▶ Your task
All the entries need to be quoted exactly, apart from the pictures, which you should drop.

####################

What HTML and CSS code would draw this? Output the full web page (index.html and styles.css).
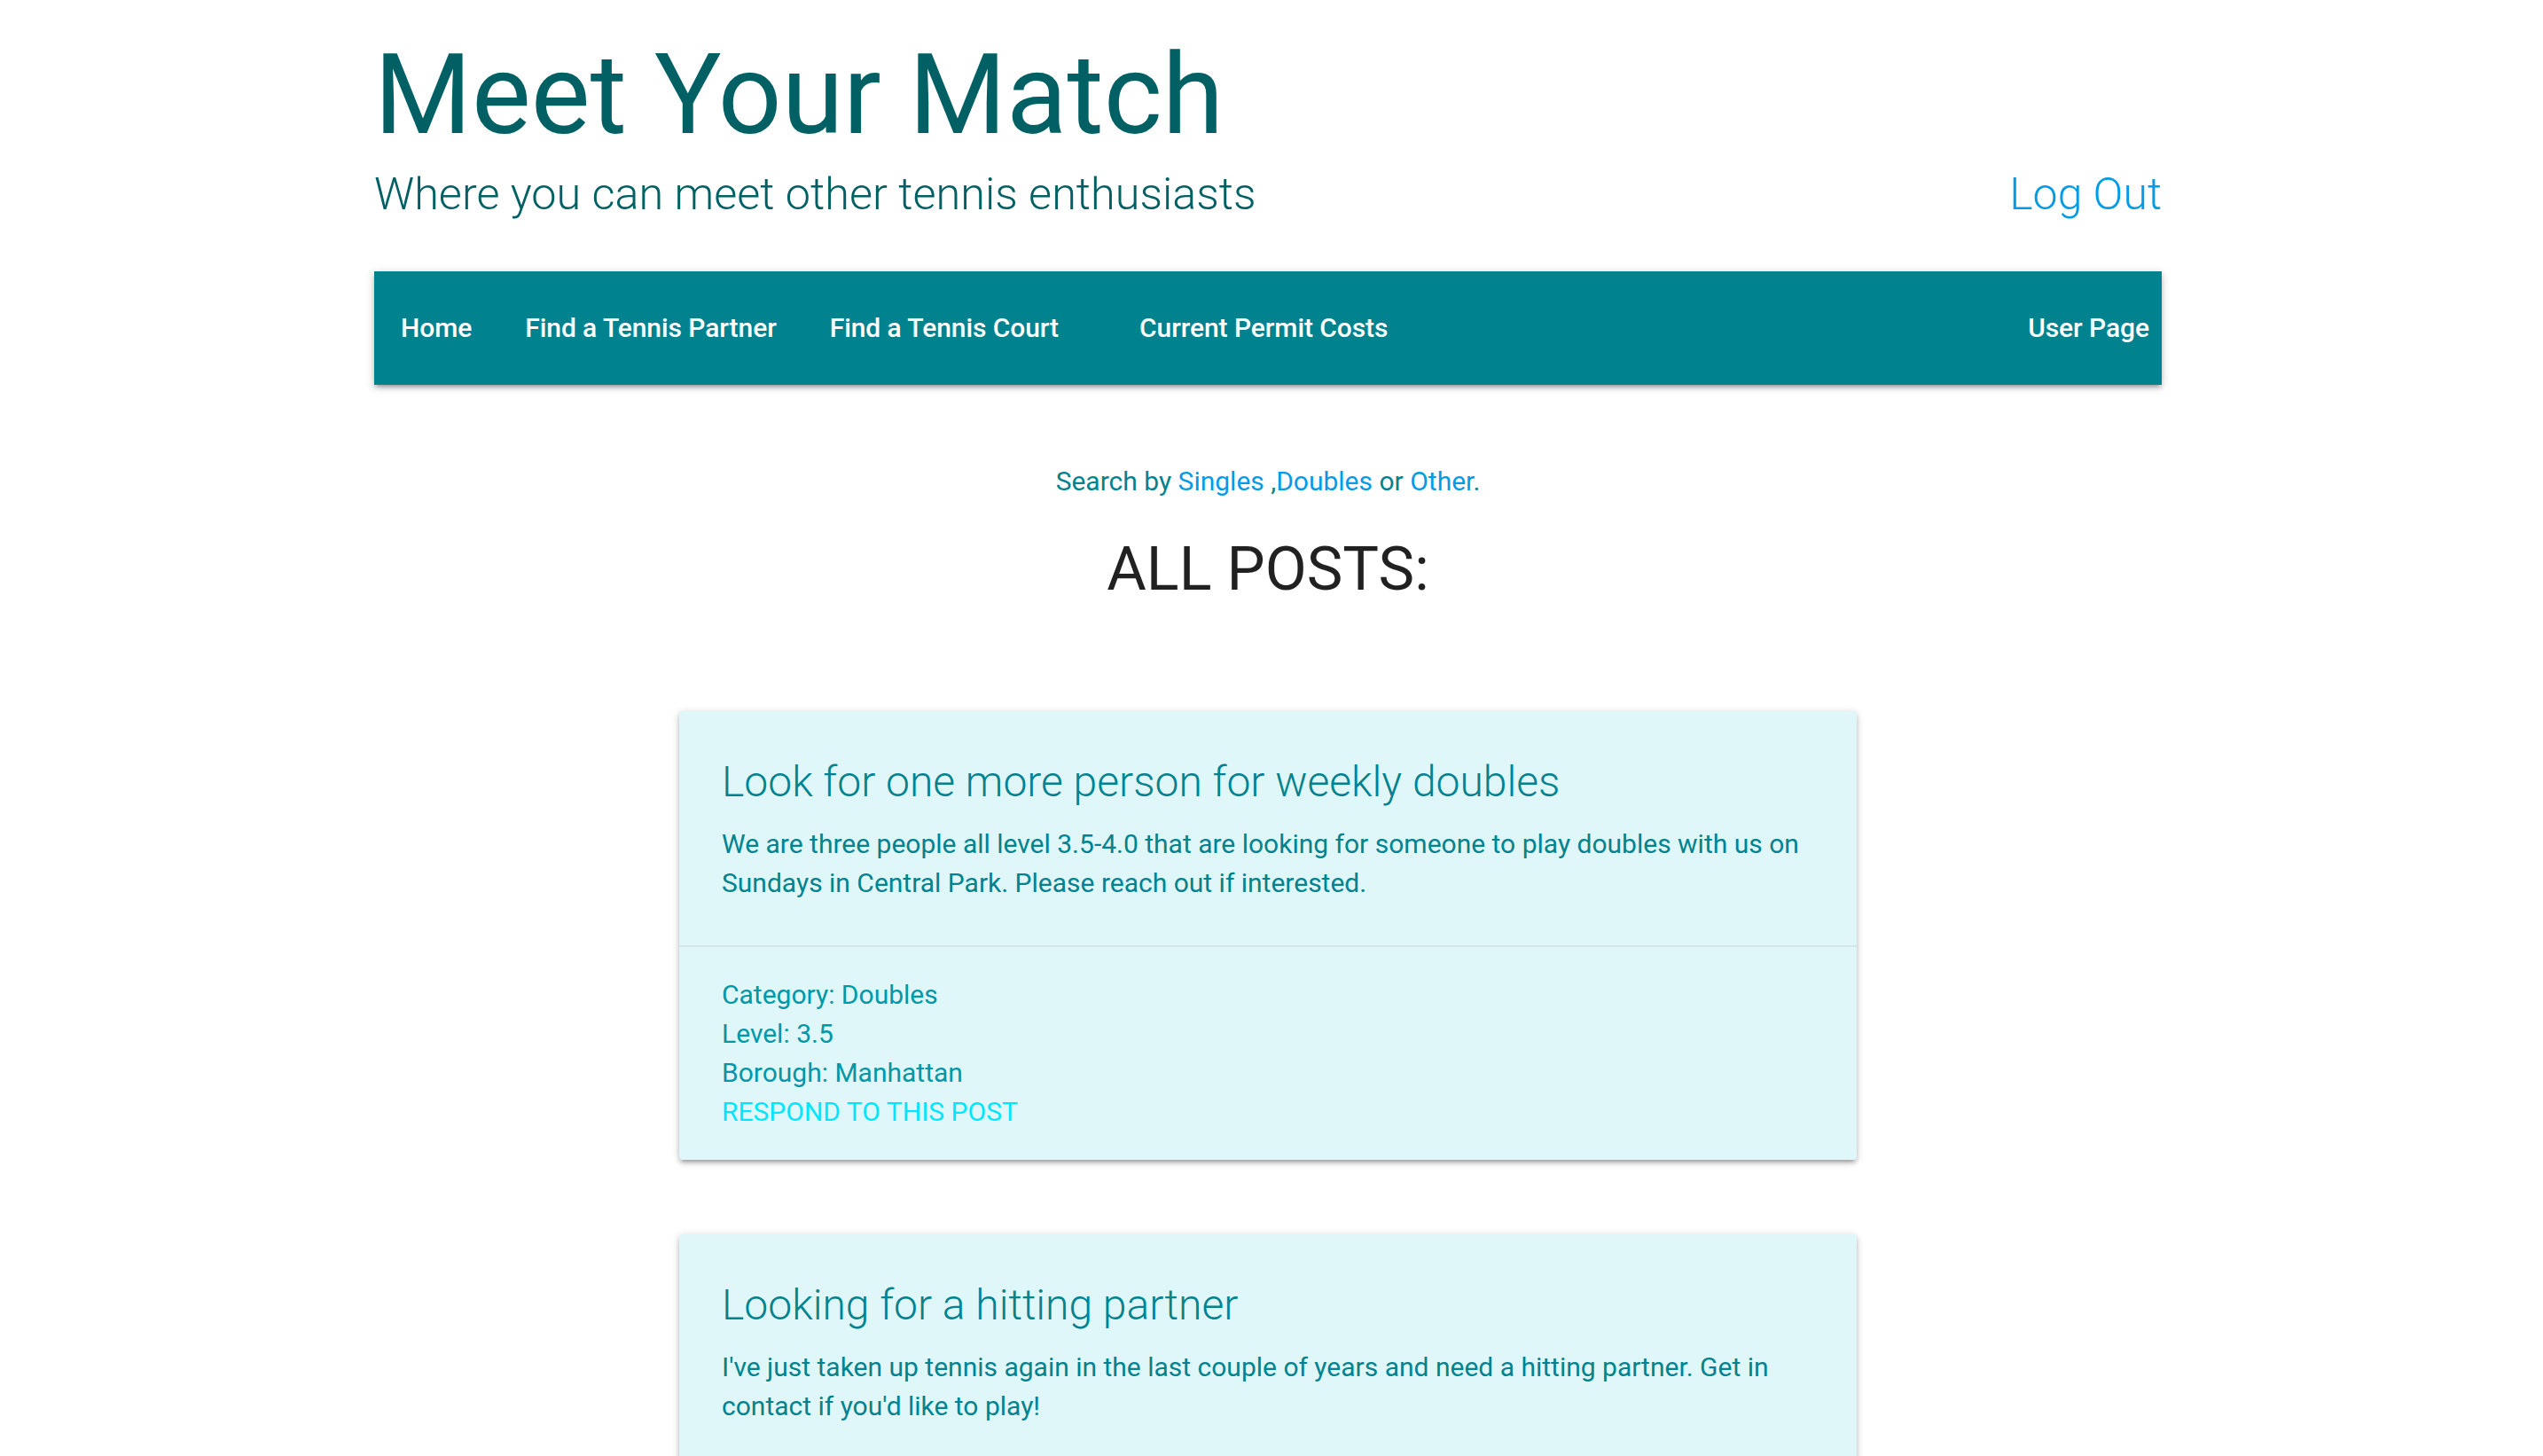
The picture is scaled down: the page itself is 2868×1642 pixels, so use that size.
FILE: index.html
```html
<!DOCTYPE html>
<html lang="en">
<head>
<meta charset="utf-8">
<title>Meet Your Match</title>
<link rel="stylesheet" href="styles.css">
</head>
<body>
<div class="container">
  <header class="site-header">
    <h1 class="site-title">Meet Your Match</h1>
    <div class="subrow">
      <h5 class="tagline">Where you can meet other tennis enthusiasts</h5>
      <a class="logout" href="#">Log Out</a>
    </div>
  </header>

  <nav class="navbar">
    <ul class="nav-left">
      <li><a href="#">Home</a></li>
      <li><a href="#">Find a Tennis Partner</a></li>
      <li><a href="#">Find a Tennis Court</a></li>
      <li class="spacer"></li>
      <li><a href="#">Current Permit Costs</a></li>
    </ul>
    <ul class="nav-right">
      <li><a href="#">User Page</a></li>
    </ul>
  </nav>

  <p class="search">Search by <a href="#">Singles</a> ,<a href="#">Doubles</a> or <a href="#">Other</a>.</p>
  <h4 class="heading">ALL POSTS:</h4>

  <div class="posts">
    <div class="card">
      <div class="card-content">
        <span class="card-title">Look for one more person for weekly doubles</span>
        <p>We are three people all level 3.5-4.0 that are looking for someone to play doubles with us on Sundays in Central Park. Please reach out if interested.</p>
      </div>
      <div class="card-action">
        <div>Category: Doubles</div>
        <div>Level: 3.5</div>
        <div>Borough: Manhattan</div>
        <a href="#">Respond to this post</a>
      </div>
    </div>

    <div class="card">
      <div class="card-content">
        <span class="card-title">Looking for a hitting partner</span>
        <p>I've just taken up tennis again in the last couple of years and need a hitting partner. Get in contact if you'd like to play!</p>
      </div>
      <div class="card-action">
        <div>Category: Singles</div>
        <div>Level: 3.0</div>
        <div>Borough: Brooklyn</div>
        <a href="#">Respond to this post</a>
      </div>
    </div>
  </div>
</div>
</body>
</html>
```
FILE: styles.css
```css
* { box-sizing: border-box; }

html, body {
  margin: 0;
  padding: 0;
  background: #ffffff;
}

body {
  font-family: Roboto, "Liberation Sans", Arial, sans-serif;
  font-size: 30px;
  line-height: 45px;
  color: rgba(0, 0, 0, 0.87);
}

a { text-decoration: none; }

.container {
  width: 2016px;
  margin-left: calc(50% - 1012px);
}

.site-title {
  margin: 38px 0 12px;
  font-size: 126px;
  line-height: 138.6px;
  font-weight: 400;
  color: #006064;
}

.subrow {
  display: flex;
  justify-content: space-between;
  align-items: baseline;
  height: 60px;
  margin-bottom: 57px;
}

.tagline {
  margin: 0;
  font-size: 50.4px;
  line-height: 60px;
  font-weight: 300;
  color: #006064;
}

.logout {
  font-size: 50px;
  line-height: 60px;
  font-weight: 300;
  color: #039be5;
}

.navbar {
  display: flex;
  justify-content: space-between;
  height: 128px;
  background: #00838f;
  box-shadow: 0 4px 4px 0 rgba(0,0,0,0.14), 0 6px 2px -4px rgba(0,0,0,0.12), 0 2px 10px 0 rgba(0,0,0,0.2);
}

.navbar ul {
  display: flex;
  margin: 0;
  padding: 0;
  list-style: none;
}

.navbar a {
  display: block;
  padding: 0 30px;
  line-height: 128px;
  font-size: 30px;
  font-weight: 500;
  letter-spacing: -0.07px;
  color: #ffffff;
}

.navbar .spacer { width: 31px; }

.nav-right a { padding-right: 14px; }

.search {
  margin: 86px 0 40px;
  text-align: center;
  font-size: 30px;
  line-height: 45px;
  color: #00838f;
}

.search a { color: #039be5; }

.heading {
  margin: 0 0 122px;
  text-align: center;
  font-size: 68.4px;
  line-height: 75.24px;
  font-weight: 400;
  color: rgba(0, 0, 0, 0.87);
}

.posts {
  display: flex;
  flex-direction: column;
  align-items: center;
  gap: 84px;
}

.card {
  width: 1328px;
  background: #e0f7fa;
  border-radius: 4px;
  box-shadow: 0 4px 4px 0 rgba(0,0,0,0.14), 0 6px 2px -4px rgba(0,0,0,0.12), 0 2px 10px 0 rgba(0,0,0,0.2);
}

.card-content {
  padding: 48px;
  color: #00838f;
}

.card-title {
  display: block;
  margin-bottom: 16px;
  font-size: 48px;
  line-height: 64px;
  font-weight: 300;
  color: #00838f;
}

.card-content p {
  margin: 0;
  font-size: 30px;
  line-height: 44px;
}

.card-action {
  border-top: 2px solid rgba(160, 160, 160, 0.2);
  padding: 32px 48px;
  font-size: 30px;
  line-height: 44px;
  color: #0097a7;
}

.card-action a {
  display: block;
  color: #00e5ff;
  text-transform: uppercase;
}
```
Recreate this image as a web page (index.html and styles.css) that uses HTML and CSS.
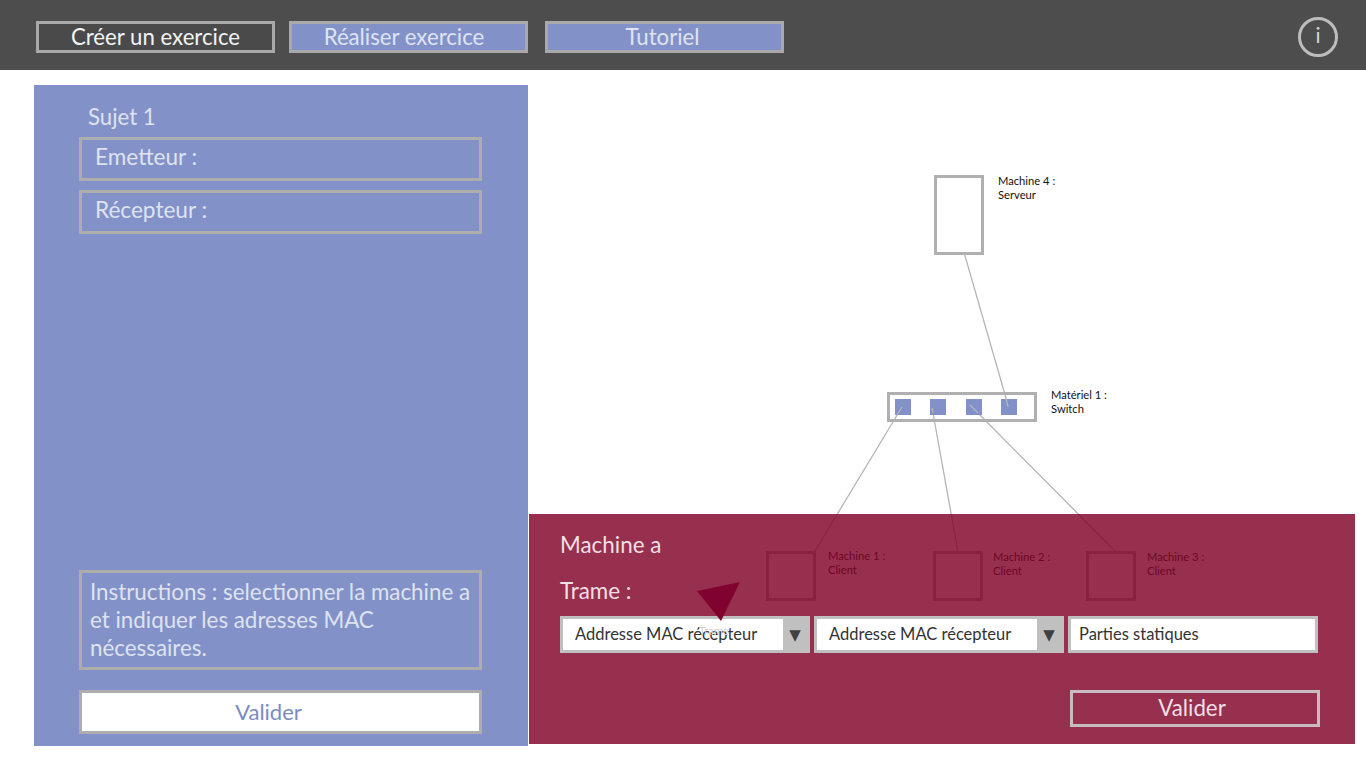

####################

▶ Result
What HTML and CSS code would draw this? Output the full web page (index.html and styles.css).
The picture is scaled down: the page itself is 2868×1642 pixels, so use that size.
FILE: index.html
```html
<!DOCTYPE html>
<html lang="en">
<head>
<meta charset="utf-8">
<title>Meet Your Match</title>
<link rel="stylesheet" href="styles.css">
</head>
<body>
<div class="container">
  <header class="site-header">
    <h1 class="site-title">Meet Your Match</h1>
    <div class="subrow">
      <h5 class="tagline">Where you can meet other tennis enthusiasts</h5>
      <a class="logout" href="#">Log Out</a>
    </div>
  </header>

  <nav class="navbar">
    <ul class="nav-left">
      <li><a href="#">Home</a></li>
      <li><a href="#">Find a Tennis Partner</a></li>
      <li><a href="#">Find a Tennis Court</a></li>
      <li class="spacer"></li>
      <li><a href="#">Current Permit Costs</a></li>
    </ul>
    <ul class="nav-right">
      <li><a href="#">User Page</a></li>
    </ul>
  </nav>

  <p class="search">Search by <a href="#">Singles</a> ,<a href="#">Doubles</a> or <a href="#">Other</a>.</p>
  <h4 class="heading">ALL POSTS:</h4>

  <div class="posts">
    <div class="card">
      <div class="card-content">
        <span class="card-title">Look for one more person for weekly doubles</span>
        <p>We are three people all level 3.5-4.0 that are looking for someone to play doubles with us on Sundays in Central Park. Please reach out if interested.</p>
      </div>
      <div class="card-action">
        <div>Category: Doubles</div>
        <div>Level: 3.5</div>
        <div>Borough: Manhattan</div>
        <a href="#">Respond to this post</a>
      </div>
    </div>

    <div class="card">
      <div class="card-content">
        <span class="card-title">Looking for a hitting partner</span>
        <p>I've just taken up tennis again in the last couple of years and need a hitting partner. Get in contact if you'd like to play!</p>
      </div>
      <div class="card-action">
        <div>Category: Singles</div>
        <div>Level: 3.0</div>
        <div>Borough: Brooklyn</div>
        <a href="#">Respond to this post</a>
      </div>
    </div>
  </div>
</div>
</body>
</html>
```
FILE: styles.css
```css
* { box-sizing: border-box; }

html, body {
  margin: 0;
  padding: 0;
  background: #ffffff;
}

body {
  font-family: Roboto, "Liberation Sans", Arial, sans-serif;
  font-size: 30px;
  line-height: 45px;
  color: rgba(0, 0, 0, 0.87);
}

a { text-decoration: none; }

.container {
  width: 2016px;
  margin-left: calc(50% - 1012px);
}

.site-title {
  margin: 38px 0 12px;
  font-size: 126px;
  line-height: 138.6px;
  font-weight: 400;
  color: #006064;
}

.subrow {
  display: flex;
  justify-content: space-between;
  align-items: baseline;
  height: 60px;
  margin-bottom: 57px;
}

.tagline {
  margin: 0;
  font-size: 50.4px;
  line-height: 60px;
  font-weight: 300;
  color: #006064;
}

.logout {
  font-size: 50px;
  line-height: 60px;
  font-weight: 300;
  color: #039be5;
}

.navbar {
  display: flex;
  justify-content: space-between;
  height: 128px;
  background: #00838f;
  box-shadow: 0 4px 4px 0 rgba(0,0,0,0.14), 0 6px 2px -4px rgba(0,0,0,0.12), 0 2px 10px 0 rgba(0,0,0,0.2);
}

.navbar ul {
  display: flex;
  margin: 0;
  padding: 0;
  list-style: none;
}

.navbar a {
  display: block;
  padding: 0 30px;
  line-height: 128px;
  font-size: 30px;
  font-weight: 500;
  letter-spacing: -0.07px;
  color: #ffffff;
}

.navbar .spacer { width: 31px; }

.nav-right a { padding-right: 14px; }

.search {
  margin: 86px 0 40px;
  text-align: center;
  font-size: 30px;
  line-height: 45px;
  color: #00838f;
}

.search a { color: #039be5; }

.heading {
  margin: 0 0 122px;
  text-align: center;
  font-size: 68.4px;
  line-height: 75.24px;
  font-weight: 400;
  color: rgba(0, 0, 0, 0.87);
}

.posts {
  display: flex;
  flex-direction: column;
  align-items: center;
  gap: 84px;
}

.card {
  width: 1328px;
  background: #e0f7fa;
  border-radius: 4px;
  box-shadow: 0 4px 4px 0 rgba(0,0,0,0.14), 0 6px 2px -4px rgba(0,0,0,0.12), 0 2px 10px 0 rgba(0,0,0,0.2);
}

.card-content {
  padding: 48px;
  color: #00838f;
}

.card-title {
  display: block;
  margin-bottom: 16px;
  font-size: 48px;
  line-height: 64px;
  font-weight: 300;
  color: #00838f;
}

.card-content p {
  margin: 0;
  font-size: 30px;
  line-height: 44px;
}

.card-action {
  border-top: 2px solid rgba(160, 160, 160, 0.2);
  padding: 32px 48px;
  font-size: 30px;
  line-height: 44px;
  color: #0097a7;
}

.card-action a {
  display: block;
  color: #00e5ff;
  text-transform: uppercase;
}
```
Recreate this image as a web page (index.html and styles.css) that uses HTML and CSS.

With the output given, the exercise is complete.